Friday, May 11, 2012
Book Review: Into the Unknown
Into the Unknown: How Great Explorers Found Their Way by Land, Sea, and Air by Stewart Ross and illustrated by Stephen Biesty
This fantastic book describes fourteen journeys by men (and one woman) of exploration. It begins with an Ancient Greek man who journeys to the Arctic circle and ends with a man on the moon. Each one is selected not only for the forays into farther lands, deeper seas, higher altitudes and outer space, but also for the vessels and technology employed in the explorations.
Every chapter includes detailed drawings, maps, and at least one unfolding page that reveals more information on the voyage. The exciting narratives are perfectly complemented by these engaging drawings. I can imagine children poring over them. First Son is only interested in such things in moderation, but I know some more engineering-minded children that would not be able to put this book down until they read the very last page.
I read through the entire book just to make sure there wasn't anything derogatory of religion and found nothing at all (other than a brief mention that angels were not found at the highest altitudes).

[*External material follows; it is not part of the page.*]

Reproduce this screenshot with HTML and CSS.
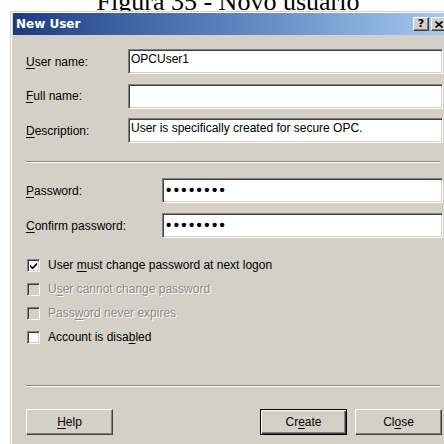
FILE: index.html
```html
<!DOCTYPE html>
<html lang="en">
<head>
<meta charset="utf-8">
<title>New User</title>
<link rel="stylesheet" href="styles.css">
</head>
<body>
<p class="figure-caption">Figura 35 - Novo usuário</p>
<div class="window">
  <div class="titlebar">
    <span class="title">New User</span>
    <div class="title-buttons">
      <span class="tbtn tbtn-help">?</span>
      <span class="tbtn"><svg width="8" height="7" viewBox="0 0 8 7"><path d="M0.5 0.5 L7.5 6.5 M7.5 0.5 L0.5 6.5" stroke="#000" stroke-width="1.6" fill="none"/></svg></span>
    </div>
  </div>
  <div class="client">
    <div class="fields fields-account">
      <span class="lbl"><u>U</u>ser name:</span>
      <div class="edit">OPCUser1</div>
      <span class="lbl"><u>F</u>ull name:</span>
      <div class="edit"></div>
      <span class="lbl"><u>D</u>escription:</span>
      <div class="edit">User is specifically created for secure OPC.</div>
    </div>

    <hr class="etched sep-top">

    <div class="fields fields-password">
      <span class="lbl"><u>P</u>assword:</span>
      <div class="edit edit-password">••••••••</div>
      <span class="lbl"><u>C</u>onfirm password:</span>
      <div class="edit edit-password">••••••••</div>
    </div>

    <ul class="checks">
      <li class="check">
        <span class="box"><svg width="7" height="7" viewBox="0 0 7 7"><path d="M0 2.5 L2.5 5 L7 0.5 L7 3 L2.5 7.5 L0 5 Z" fill="#000"/></svg></span>
        <span>User <u>m</u>ust change password at next logon</span>
      </li>
      <li class="check disabled">
        <span class="box"></span>
        <span>U<u>s</u>er cannot change password</span>
      </li>
      <li class="check disabled">
        <span class="box"></span>
        <span>Pass<u>w</u>ord never expires</span>
      </li>
      <li class="check">
        <span class="box"></span>
        <span>Account is disa<u>b</u>led</span>
      </li>
    </ul>

    <hr class="etched sep-bottom">

    <div class="buttons">
      <span class="btn btn-help"><span><u>H</u>elp</span></span>
      <span class="btn btn-default"><span>Cr<u>e</u>ate</span></span>
      <span class="btn"><span>Cl<u>o</u>se</span></span>
    </div>
  </div>
</div>
</body>
</html>
```

FILE: styles.css
```css
html, body {
  margin: 0;
  padding: 0;
  width: 444px;
  height: 444px;
  overflow: hidden;
  background: #fff;
}

/* document caption above the dialog, partly out of view */
.figure-caption {
  margin: 0;
  height: 11px;
  overflow: hidden;
  display: flex;
  align-items: flex-end;
  justify-content: center;
  padding-left: 12px;
  font: 26px/18px "Liberation Serif", serif;
  color: #000;
  white-space: nowrap;
}

/* classic dialog frame */
.window {
  margin-left: 10px;
  width: 442px;
  border-top: 1px solid #d4d0c8;
  border-left: 1px solid #d4d0c8;
  box-shadow: inset 1px 1px #fff;
  padding: 1px 0 0 2px;
  background: #d4d0c8;
  font: 12px/14px "Liberation Sans", Arial, sans-serif;
  color: #000;
}

.titlebar {
  width: 436px;
  height: 22px;
  box-sizing: border-box;
  padding: 0 2px 0 3px;
  display: flex;
  align-items: center;
  justify-content: space-between;
  background: linear-gradient(90deg, #1b3a80 0%, #3f62a4 25%, #6488c0 55%, #a6caf0 100%);
}

.title {
  color: #fff;
  font: bold 12px/14px "DejaVu Sans", sans-serif;
}

.title-buttons {
  display: flex;
  gap: 2px;
}

.tbtn {
  width: 16px;
  height: 14px;
  box-sizing: border-box;
  background: #d4d0c8;
  border-top: 1px solid #fff;
  border-left: 1px solid #fff;
  border-right: 1px solid #404040;
  border-bottom: 1px solid #404040;
  box-shadow: inset -1px -1px #808080;
  display: flex;
  align-items: center;
  justify-content: center;
  font: bold 11px/12px "DejaVu Sans", sans-serif;
}

.client {
  width: 436px;
  box-sizing: border-box;
  padding: 14px 6px 20px 13px;
}

.fields {
  display: grid;
  align-items: center;
}

.fields-account {
  grid-template-columns: 102px 1fr;
  row-gap: 9.5px;
}

.fields-password {
  margin-top: 15px;
  grid-template-columns: 136px 1fr;
  row-gap: 10px;
}

.lbl u,
.check u,
.btn u {
  text-underline-offset: 2px;
}

/* sunken edit box */
.edit {
  height: 25px;
  box-sizing: border-box;
  background: #fff;
  border-top: 1px solid #808080;
  border-left: 1px solid #808080;
  border-right: 1px solid #fff;
  border-bottom: 1px solid #fff;
  box-shadow: inset 1px 1px #404040, inset -1px -1px #d4d0c8;
  padding: 2px 2px;
  white-space: nowrap;
  overflow: hidden;
}

.edit-password {
  padding: 1px 3px;
  font: bold 15px/20px "Liberation Sans", Arial, sans-serif;
  letter-spacing: 2.4px;
}

.etched {
  margin: 0;
  height: 0;
  width: 414px;
  border: 0;
  border-top: 1px solid #808080;
  border-bottom: 1px solid #fff;
}

.sep-top {
  margin-top: 18px;
}

.sep-bottom {
  margin-top: 36px;
}

.checks {
  list-style: none;
  margin: 15px 0 0;
  padding: 0;
}

.check {
  height: 24px;
  display: flex;
  align-items: center;
  gap: 8px;
}

.box {
  margin-left: 1px;
  width: 13px;
  height: 13px;
  box-sizing: border-box;
  flex: none;
  background: #fff;
  border-top: 1px solid #808080;
  border-left: 1px solid #808080;
  border-right: 1px solid #fff;
  border-bottom: 1px solid #fff;
  box-shadow: inset 1px 1px #404040, inset -1px -1px #d4d0c8;
  display: flex;
  align-items: center;
  justify-content: center;
}

.box svg {
  display: block;
}

.check.disabled {
  color: #8e8b85;
  text-shadow: 1px 1px #fff;
}

.check.disabled .box {
  background: #d4d0c8;
}

.buttons {
  margin-top: 22px;
  width: 416px;
  display: flex;
  gap: 8px;
}

.btn {
  width: 87px;
  height: 26px;
  box-sizing: border-box;
  background: #d4d0c8;
  border-top: 1px solid #fff;
  border-left: 1px solid #fff;
  border-right: 1px solid #404040;
  border-bottom: 1px solid #404040;
  box-shadow: inset -1px -1px #808080;
  display: flex;
  align-items: center;
  justify-content: center;
}

.btn-help {
  margin-right: auto;
}

.btn-default {
  border: 1px solid #000;
  box-shadow: inset 1px 1px #fff, inset -1px -1px #404040, inset -2px -2px #808080;
}
```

It is mainly silent on the ideas of Christianity and all other religions.
I do wish the authors had included a pronunciation guide either in the text or at the end for the names of people and places.
We'll be using this book a bit in our history studies next year. I think the chapters will be a good length to read aloud. The majority of the stories, though, will be used in our fourth year of history, starting with the 1700s.